▼▼▼

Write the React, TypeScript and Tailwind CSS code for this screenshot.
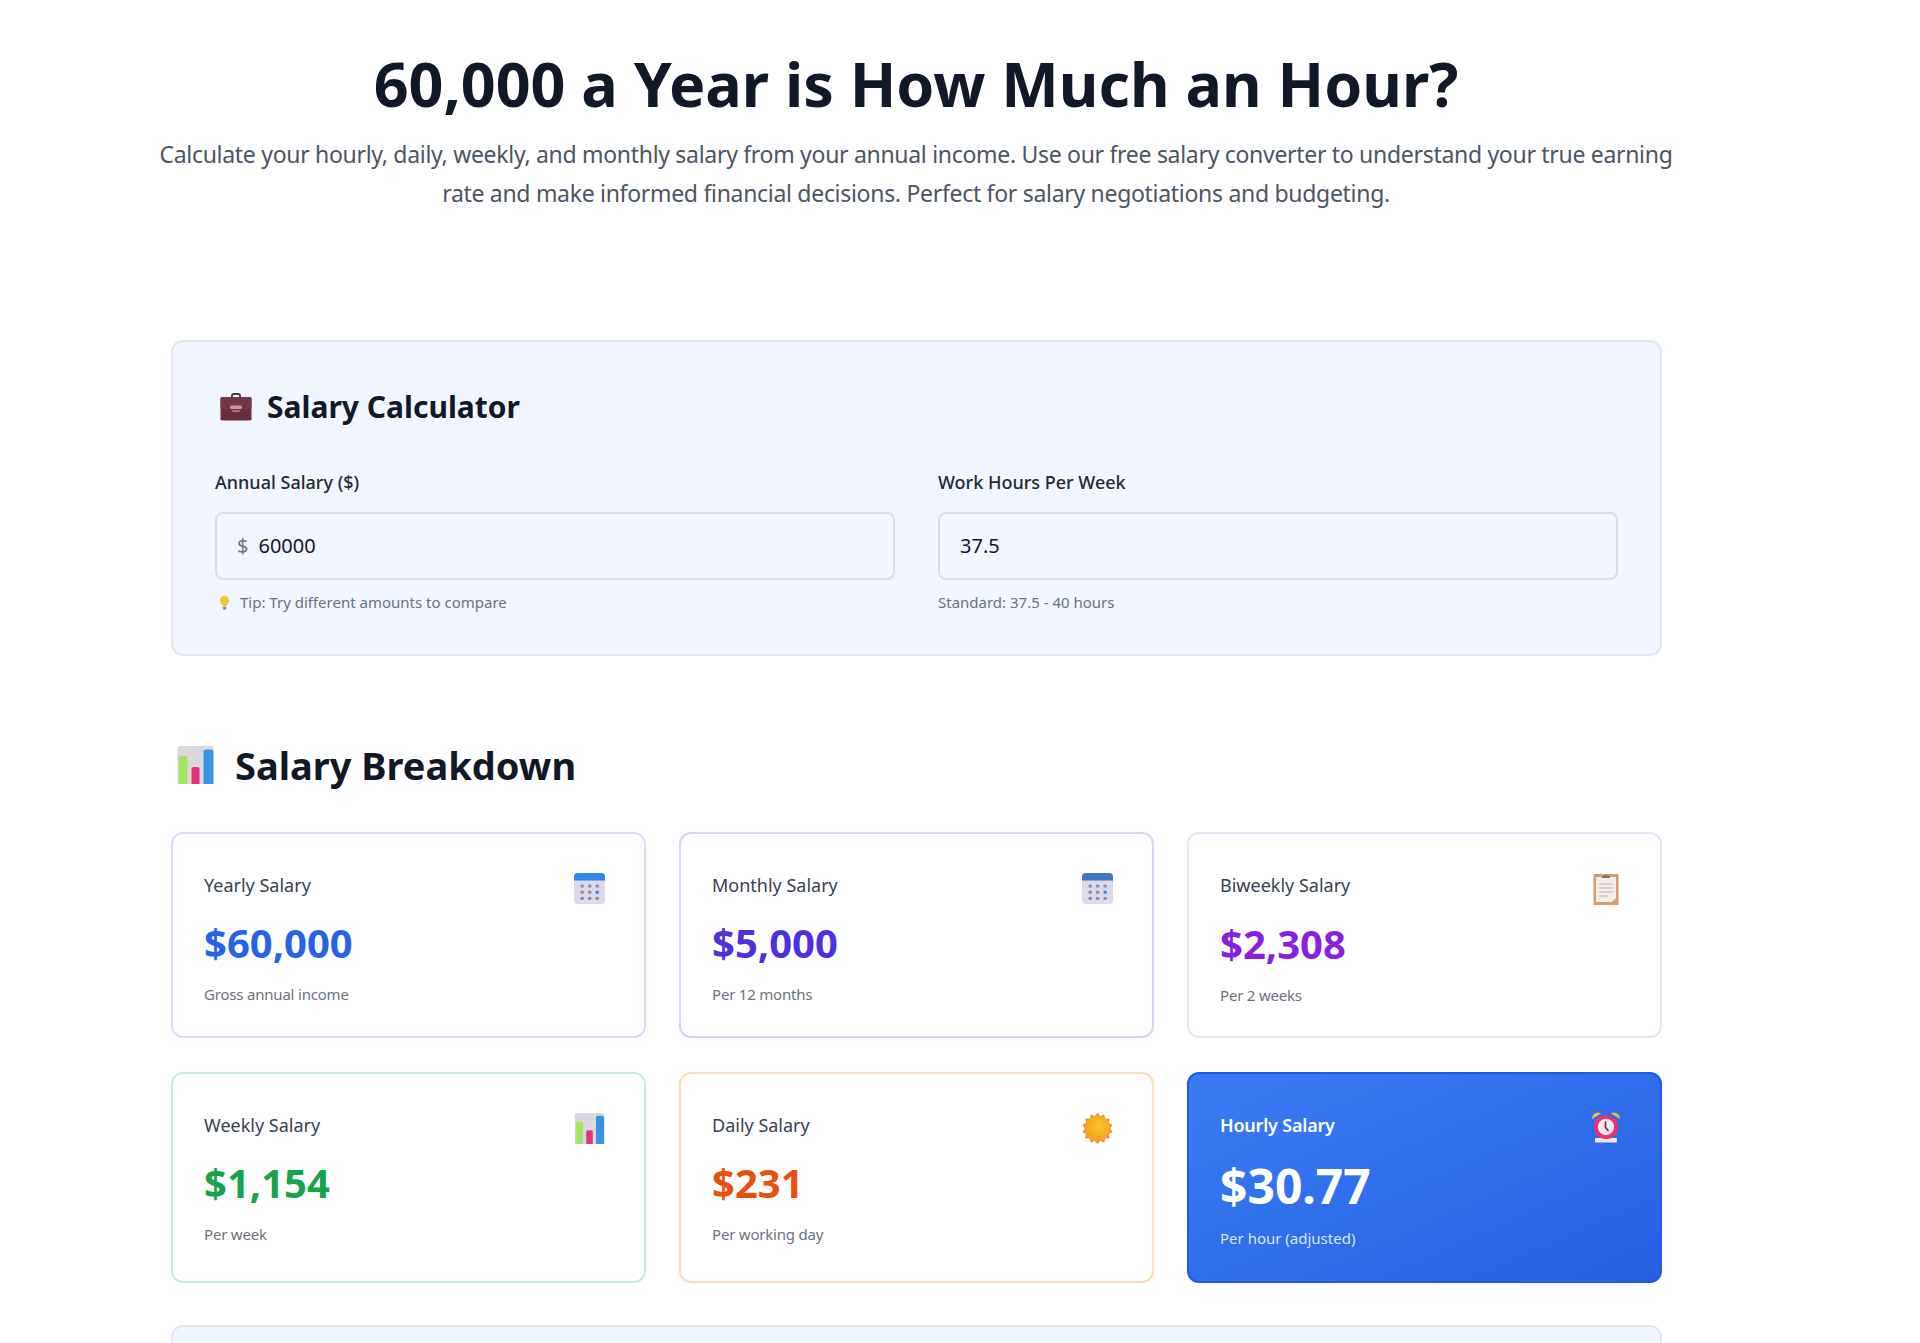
import clsx from "clsx";

function Briefcase({ className }: { className?: string }) {
  return (
    <svg viewBox="0 0 32 28" className={className}>
      <path d="M12 5V3C12 1.8 13 1 14 1h4c1 0 2 .8 2 2v2" fill="none" stroke="#4a3a3c" strokeWidth="2" />
      <rect x="0.5" y="4" width="31" height="23.5" rx="1.5" fill="#6b2c40" />
      <rect x="0.5" y="4" width="31" height="12" rx="1.5" fill="#763548" />
      <rect x="10" y="12.5" width="12" height="3.5" rx="1.5" fill="#c79a9f" />
      <rect x="12" y="17" width="8" height="2" rx="1" fill="#a9757f" />
    </svg>
  );
}

function BarChart({ className }: { className?: string }) {
  return (
    <svg viewBox="0 0 36 38" className={className}>
      <rect x="0" y="0" width="36" height="38" rx="2" fill="#d8d8de" />
      <path d="M1 38V13a3 3 0 0 1 3-3h3a3 3 0 0 1 3 3v25z" fill="#a5e55d" />
      <path d="M14 38V23a2 2 0 0 1 2-2h4a2 2 0 0 1 2 2v15z" fill="#e8317c" />
      <path d="M26 38V6a2.500 2.500 0 0 1 2.500-2.500h5A2.500 2.500 0 0 1 36 6v32z" fill="#3a93e0" />
    </svg>
  );
}

function Calendar({ top, className }: { top: string; className?: string }) {
  const dots = [0, 1, 2].flatMap((r) => [0, 1, 2].map((c) => [c, r]));
  return (
    <svg viewBox="0 0 31 31" className={className}>
      <rect x="0" y="0" width="31" height="31" rx="4" fill="#dcd9ea" />
      <path d="M0 7.500V4a4 4 0 0 1 4-4h23a4 4 0 0 1 4 4v3.500z" fill={top} />
      {dots.map(([c, r]) => (
        <rect
          key={`${c}-${r}`}
          x={6.5 + c * 7.5}
          y={11.5 + r * 6.2}
          width="3.4"
          height="3"
          rx="0.8"
          fill={c === 2 && r === 1 ? "#2f86ee" : "#8f8ba3"}
        />
      ))}
    </svg>
  );
}

function Clipboard({ className }: { className?: string }) {
  return (
    <svg viewBox="0 0 26 32" className={className}>
      <rect x="0.5" y="1" width="25" height="31" rx="1" fill="#d99a6c" />
      <rect x="3" y="4" width="20" height="25" fill="#f1eeec" />
      <path d="M19 29h4v-4z" fill="#d99a6c" />
      <path d="M9 5V3h2.500a1.500 1.500 0 0 1 3 0H17v2z" fill="#77757c" />
      <path d="M6 11h14M6 15h14M6 19h14M6 23h9" stroke="#b9b3b0" strokeWidth="1" />
    </svg>
  );
}

function Sun({ className }: { className?: string }) {
  const rays = Array.from({ length: 14 }, (_, i) => i * (360 / 14));
  return (
    <svg viewBox="0 0 32 32" className={className}>
      <defs>
        <radialGradient id="sunFill" cx="0.55" cy="0.4" r="0.65">
          <stop offset="0" stopColor="#fdc52e" />
          <stop offset="1" stopColor="#f29a1f" />
        </radialGradient>
      </defs>
      {rays.map((a) => (
        <path key={a} d="M13.500 3L16 0l2.500 3z" fill="#f0811e" transform={`rotate(${a} 16 16)`} />
      ))}
      <circle cx="16" cy="16" r="13.500" fill="url(#sunFill)" />
    </svg>
  );
}

function Alarm({ className }: { className?: string }) {
  return (
    <svg viewBox="0 0 30 33" className={className}>
      <path d="M1 9a6 6 0 0 1 9-5.500z" fill="#f2b93b" />
      <path d="M29 9a6 6 0 0 0-9-5.500z" fill="#f2b93b" />
      <rect x="4" y="28" width="22" height="4.500" rx="1" fill="#f3e4ea" />
      <circle cx="15" cy="17" r="12" fill="#ee2f6b" />
      <circle cx="15" cy="17" r="8.200" fill="#f7e9ee" />
      <path d="M14.500 11.500v6l3 3.500" fill="none" stroke="#4b3a48" strokeWidth="1.600" />
    </svg>
  );
}

function Bulb({ className }: { className?: string }) {
  return (
    <svg viewBox="0 0 12 16" className={className}>
      <path d="M6 0.500a5 5 0 0 1 3 9L8 12H4L3 9.500a5 5 0 0 1 3-9z" fill="#f8c437" />
      <rect x="4.200" y="12.500" width="3.600" height="3" rx="0.800" fill="#8a8a90" />
    </svg>
  );
}

const cards = [
  { label: "Yearly Salary", value: "$60,000", note: "Gross annual income", color: "text-[#2563eb]", border: "border-[#d6dffc]", icon: <Calendar top="#2f86ee" className="h-[31px] w-[31px]" /> },
  { label: "Monthly Salary", value: "$5,000", note: "Per 12 months", color: "text-[#4f30e0]", border: "border-[#d7d4f8]", icon: <Calendar top="#3b76c4" className="h-[31px] w-[31px]" /> },
  { label: "Biweekly Salary", value: "$2,308", note: "Per 2 weeks", color: "text-[#8a1fe0]", border: "border-[#e8e4f5]", icon: <Clipboard className="h-[32px] w-[26px]" /> },
  { label: "Weekly Salary", value: "$1,154", note: "Per week", color: "text-[#16a34a]", border: "border-[#c5efdc]", icon: <BarChart className="h-[31px] w-[31px]" /> },
  { label: "Daily Salary", value: "$231", note: "Per working day", color: "text-[#ea4f0c]", border: "border-[#fbdcbc]", icon: <Sun className="h-[31px] w-[31px]" /> },
];

function SalaryCard({ label, value, note, color, border, icon }: (typeof cards)[number]) {
  return (
    <div className={clsx("rounded-xl border-2 bg-white pt-[39px] pr-[39px] pb-[31px] pl-[31px]", border)}>
      <div className="flex items-start justify-between">
        <span className="text-[18px] leading-[24px] text-[#374151]">{label}</span>
        <span className="flex w-[31px] justify-center">{icon}</span>
      </div>
      <p className={clsx("mt-[17px] text-[40px] leading-[44px] font-bold", color)}>{value}</p>
      <p className="mt-[19px] text-[15px] leading-[20px] tracking-[-0.2px] text-[#6b7280]">{note}</p>
    </div>
  );
}

export default function App() {
  return (
    <div className="h-[1343px] overflow-hidden bg-white font-['Noto_Sans',sans-serif] text-[#111827]">
      <div className="ml-[148px] w-[1536px] pt-[48px]">
        <h1 className="text-center text-[61px] leading-[72px] font-bold text-[#111827]">60,000 a Year is How Much an Hour?</h1>
        <p className="mt-[15px] mb-[1px] text-center text-[23px] leading-[39px] tracking-[-0.3px] text-[#4b5563]">
          Calculate your hourly, daily, weekly, and monthly salary from your annual income. Use our free salary converter to understand your true earning rate and make informed financial decisions. Perfect for salary negotiations and budgeting.
        </p>

        <div className="mr-[22px] ml-[23px]">
          <section className="mt-[127px] rounded-xl border-2 border-[#e3e6ee] bg-[#f1f5fe] px-[42px] pt-[45px] pb-[42px]">
            <h2 className="flex items-center gap-[15px] pl-[5px] text-[30px] leading-[40px] font-bold text-[#111827]">
              <Briefcase className="h-[28px] w-[32px]" />
              Salary Calculator
            </h2>
            <div className="mt-[43px] grid grid-cols-2 gap-[43px]">
              <div>
                <label className="block text-[18px] leading-[24px] font-medium text-[#1f2937]">Annual Salary ($)</label>
                <div className="mt-[18px] flex h-[68px] items-center gap-[10px] rounded-lg border-2 border-[#d8dce6] px-[20px] text-[20px]">
                  <span className="text-[#6b7280]">$</span>
                  <input defaultValue="60000" className="w-full bg-transparent outline-none" />
                </div>
                <p className="mt-[12px] flex items-center gap-[10px] pl-[4px] text-[15px] leading-[20px] text-[#6b7280]">
                  <Bulb className="h-[15px] w-[11px]" />
                  Tip: Try different amounts to compare
                </p>
              </div>
              <div>
                <label className="block text-[18px] leading-[24px] font-medium text-[#1f2937]">Work Hours Per Week</label>
                <div className="mt-[18px] flex h-[68px] items-center rounded-lg border-2 border-[#d8dce6] px-[20px] text-[20px]">
                  <input defaultValue="37.5" className="w-full bg-transparent outline-none" />
                </div>
                <p className="mt-[12px] text-[15px] leading-[20px] text-[#6b7280]">Standard: 37.5 - 40 hours</p>
              </div>
            </div>
          </section>

          <h2 className="mt-[85px] flex items-center gap-[21px] pl-[6px] text-[38px] leading-[48px] font-bold text-[#111827]">
            <BarChart className="h-[38px] w-[37px]" />
            Salary Breakdown
          </h2>

          <div className="mt-[43px] grid grid-cols-3 gap-x-[33px] gap-y-[34px]">
            {cards.map((c) => (
              <SalaryCard key={c.label} {...c} />
            ))}
            <div className="rounded-xl border-2 border-[#1d5be6] bg-gradient-to-br from-[#3b7cf2] to-[#2560e4] pt-[39px] pr-[39px] pb-[33px] pl-[31px] text-white">
              <div className="flex items-start justify-between">
                <span className="text-[18px] leading-[24px] font-semibold tracking-[-0.2px]">Hourly Salary</span>
                <Alarm className="-mt-[3px] h-[33px] w-[30px]" />
              </div>
              <p className="mt-[18px] text-[48px] leading-[50px] font-bold">$30.77</p>
              <p className="mt-[17px] text-[15px] leading-[20px] text-[#dbe7ff]">Per hour (adjusted)</p>
            </div>
          </div>

          <div className="mt-[42px] h-[60px] rounded-xl border-2 border-[#e3e6ee] bg-[#f0f6fe]" />
        </div>
      </div>
    </div>
  );
}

▲▲▲

_Task requirements_: Your task is to return the lines above, from the first one up to and including the line containing "import clsx from", minus any pictures.

_Answer to the task_:
Write the React, TypeScript and Tailwind CSS code for this screenshot.
import clsx from "clsx";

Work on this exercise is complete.